ABSTRACT

Public utilities such as postal services, telecommunications, transportation (roads, railways, maritime, airline), electricity, gas, and water are sometimes referred to collectively as economic infrastructure.1 In this chapter, we provide an overview, using examples from several developing countries, of regulatory issues arising from the liberalization of public utilities in the face of globalization. To set the stage, we first review the characteristics of developing countries that have a bearing on the analysis of regulation and competition policy. These characteristics include the level of difficulty of raising money, the quantum of audit resources available, the strength of institutional checks and balances, more binding limited liability constraints, and the range of available commitment devices.

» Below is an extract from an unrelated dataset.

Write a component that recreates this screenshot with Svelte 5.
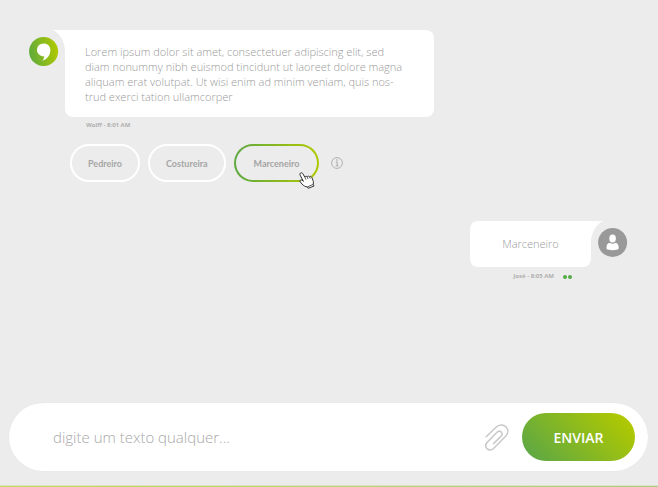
<script>
  let draft = $state('');
  let selected = $state('Marceneiro');
  const options = ['Pedreiro', 'Costureira', 'Marceneiro'];
</script>

<main class="chat">
  <section class="thread">
    <article class="message">
      <svg class="avatar" viewBox="0 0 30 30" role="img" aria-label="Wolff">
        <defs>
          <linearGradient id="brand" x1="0" y1="0.6" x2="1" y2="0.4">
            <stop offset="0" stop-color="#60ab3c" />
            <stop offset="1" stop-color="#b1c900" />
          </linearGradient>
        </defs>
        <circle cx="14.6" cy="15.4" r="14.5" fill="url(#brand)" />
        <path d="M14.6 7.6C10.8 7.6 8 10.4 8 14.1C8 17.8 11 20.4 15.3 20.5C15.2 22 14.4 23.5 13.2 24.8C18.3 23.5 21.4 19.2 21.4 14.1C21.4 10.3 18.4 7.6 14.6 7.6Z" fill="#fff" />
      </svg>
      <div class="content">
        <div class="bubble long">
          <svg class="ear" viewBox="0 0 13 24" aria-hidden="true"><path d="M0 0H13V24H12C12.5 13 8 4 0 0Z" fill="#fff" /></svg>
          <p>
            Lorem ipsum dolor sit amet, consectetuer adipiscing elit, sed<br />
            diam nonummy nibh euismod tincidunt ut laoreet dolore magna<br />
            aliquam erat volutpat. Ut wisi enim ad minim veniam, quis nos-<br />
            trud exerci tation ullamcorper
          </p>
        </div>
        <p class="meta">Wolff - 8:01 AM</p>
        <div class="options">
          {#each options as option}
            <button type="button" class="chip" class:active={selected === option} onclick={() => (selected = option)}>
              {option}
              {#if selected === option}
                <svg class="hand" viewBox="0 0 16 17" aria-hidden="true">
                  <path d="M1.3 1.2C2.2 .3 3.4 .8 3.9 1.8L5.8 5.1C6.2 4.1 7.4 4 8.1 4.9C8.7 3.9 9.8 3.9 10.5 4.8C11.4 4 12.5 4.6 12.9 5.6L14.4 9.5L14.2 12.4L15 14L9.2 16.3L8.3 14.9C6.2 14.7 4.5 13.8 3 12L1.2 9.9C.3 8.5 1.8 7.4 3 8.2L4.4 9.3L1.1 3.1C.7 2.4 .8 1.6 1.3 1.2Z" fill="#fff" stroke="#333" stroke-width="1" stroke-linejoin="round" />
                  <path d="M5.8 5.1L7 7.7M8.1 4.9L9.1 7M10.5 4.8L11.3 6.5M8.3 14.9L14.2 12.4" fill="none" stroke="#333" stroke-width=".8" />
                </svg>
              {/if}
            </button>
          {/each}
          <button type="button" class="plain info" aria-label="Info">
            <svg viewBox="0 0 12 12" width="12" height="12" fill="none" stroke="#aaa">
              <circle cx="6" cy="6" r="5.4" stroke-width=".9" />
              <path d="M4.8 5H6.2V8.7M4.7 8.8H7.5" stroke-width="1" />
              <circle cx="6" cy="3.1" r=".8" fill="#aaa" stroke="none" />
            </svg>
          </button>
        </div>
      </div>
    </article>

    <article class="message own">
      <div class="content">
        <div class="bubble short">
          <p>Marceneiro</p>
          <svg class="ear" viewBox="0 0 13 24" aria-hidden="true"><path d="M13 0H0V24H1C.5 13 5 4 13 0Z" fill="#fff" /></svg>
        </div>
        <p class="meta">José - 8:05 AM <span class="read"><i></i><i></i></span></p>
      </div>
      <svg class="avatar" viewBox="0 0 30 30" role="img" aria-label="José">
        <circle cx="14.6" cy="15.4" r="14.5" fill="#999" />
        <ellipse cx="14.6" cy="11.6" rx="3.3" ry="4" fill="#fff" />
        <path d="M11.9 15.8C13.4 17.1 15.8 17.1 17.3 15.8C19.6 16.2 20.8 18 20.7 20.9C20.7 21.8 20.3 22.3 19.4 22.6C16.4 23.5 12.8 23.5 9.8 22.6C8.9 22.3 8.5 21.8 8.5 20.9C8.4 18 9.6 16.2 11.9 15.8Z" fill="#fff" />
      </svg>
    </article>
  </section>

  <form class="composer" onsubmit={(e) => e.preventDefault()}>
    <input type="text" aria-label="Mensagem" placeholder="digite um texto qualquer..." bind:value={draft} />
    <button type="button" class="plain" aria-label="Anexar">
      <svg viewBox="0 0 24 28" width="24" height="28" fill="none" stroke="#c8c8c8" stroke-width="1.5" stroke-linecap="round" stroke-linejoin="round">
        <path d="M1.2 13.7L11 4.3C14.2 1.2 18.4 1.2 20.9 3.7C23.7 6.5 23.5 10.3 20.6 13.3L9.1 25.1C6.9 27.5 3.9 27.5 2 25.6C.2 23.7 .5 21 2.5 18.9L11.8 9.5C13.2 8 15 7.9 16.2 9C17.4 10.2 17.3 11.9 15.9 13.4L8.5 20.6" />
      </svg>
    </button>
    <button type="submit" class="send">ENVIAR</button>
  </form>
  <div class="rule"></div>
</main>

<style>
  :global(body) {
    margin: 0;
    background: #ececec;
  }
  .chat {
    box-sizing: border-box;
    min-height: 100vh;
    display: flex;
    flex-direction: column;
    padding-top: 30px;
    font-family: "Open Sans", "Noto Sans", sans-serif;
    color: #a9a9a9;
  }
  p {
    margin: 0;
  }
  button {
    font: inherit;
    color: inherit;
    cursor: pointer;
  }
  .thread {
    flex: 1;
    display: flex;
    flex-direction: column;
    gap: 39px;
    padding: 0 30px 0 29px;
  }
  .message {
    display: flex;
    align-items: flex-start;
    gap: 6px;
  }
  .own {
    justify-content: flex-end;
    gap: 7px;
  }
  .avatar {
    flex: none;
    width: 30px;
    height: 30px;
    margin-top: 6px;
  }
  .bubble {
    position: relative;
    box-sizing: border-box;
    background: #fff;
    font-size: 11px;
    font-weight: 300;
    line-height: 15px;
    color: #999;
  }
  .long {
    width: fit-content;
    min-width: 369px;
    padding: 14px 20px 13px;
    border-radius: 0 8px 8px 8px;
  }
  .short {
    min-width: 121px;
    padding: 15px 31px 16px;
    border-radius: 8px 0 8px 8px;
    text-align: center;
  }
  .ear {
    position: absolute;
    top: 0;
    width: 13px;
    height: 24px;
  }
  .long .ear {
    left: -12px;
  }
  .short .ear {
    right: -12px;
  }
  .meta {
    padding: 4px 21px 0;
    font-size: 6px;
    font-weight: 700;
    line-height: 9px;
    color: #b0b0b0;
  }
  .own .meta {
    display: flex;
    justify-content: flex-end;
    gap: 9px;
    padding-top: 5px;
    padding-right: 19px;
  }
  .read {
    display: flex;
    align-items: center;
    gap: 1px;
  }
  .read i {
    width: 4px;
    height: 4px;
    border-radius: 50%;
    background: #55aa46;
  }
  .options {
    display: flex;
    align-items: center;
    gap: 8px;
    padding: 14px 0 0 5px;
  }
  .chip {
    position: relative;
    height: 38px;
    padding: 0 16px;
    border: 2px solid #fff;
    border-radius: 19px;
    background: #ececec;
    font-family: Lato, "Open Sans", sans-serif;
    font-size: 9px;
    font-weight: 700;
    color: #a5a5a5;
  }
  .active {
    padding: 0 18px;
    border-color: transparent;
    background: linear-gradient(#ececec, #ececec) padding-box, linear-gradient(90deg, #5fa843, #b1c900) border-box;
  }
  .hand {
    position: absolute;
    right: 2px;
    bottom: -9px;
    width: 16px;
    height: 17px;
  }
  .plain {
    display: flex;
    padding: 0;
    border: 0;
    background: none;
  }
  .info {
    margin-left: 4px;
  }
  .composer {
    display: flex;
    align-items: center;
    gap: 13px;
    margin: 0 10px 14px 9px;
    padding: 10px 13px 10px 44px;
    border-radius: 34px;
    background: #fff;
    box-shadow: 0 0 1px #ddd;
  }
  .rule {
    height: 1px;
    background: linear-gradient(90deg, #c5da5c, #a8d084);
    border-top: 1px solid #dce3c4;
  }
  input {
    flex: 1;
    min-width: 0;
    padding: 0;
    border: 0;
    outline: 0;
    background: none;
    font: 300 15px "Open Sans", "Noto Sans", sans-serif;
    color: #999;
  }
  input::placeholder {
    color: #a8a8a8;
    opacity: 1;
  }
  .send {
    min-width: 113px;
    height: 48px;
    padding: 0 31px;
    border: 0;
    border-radius: 24px;
    background: linear-gradient(45deg, #5fa843 8%, #b1c900 92%);
    color: #fff;
    font-size: 14px;
    font-weight: 600;
  }
</style>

Although we visit these issues briefly in the following sections, some of the themes are elaborated in this book in the contributions by Bates and by Stiglitz. Then we discuss ways in which regulatory agencies can be structured to render them pro-competition as well as the trade-offs in the unbundling of incumbent monopolies into the non-competitive (monopoly) and the competitive segments. Next, we present the regulatory rules applicable to the natural monopoly segment, followed by a discussion of the crucial issue of the management of the interface between the monopoly segment and the competitive segment. To keep the discussion comparable in size with the rest of the chapters in this book, we sidestep the treatment of competition policy and other complicated aspects of the management of the interface such as access pricing rules. We conclude with lessons on regulatory enforcement and economic development.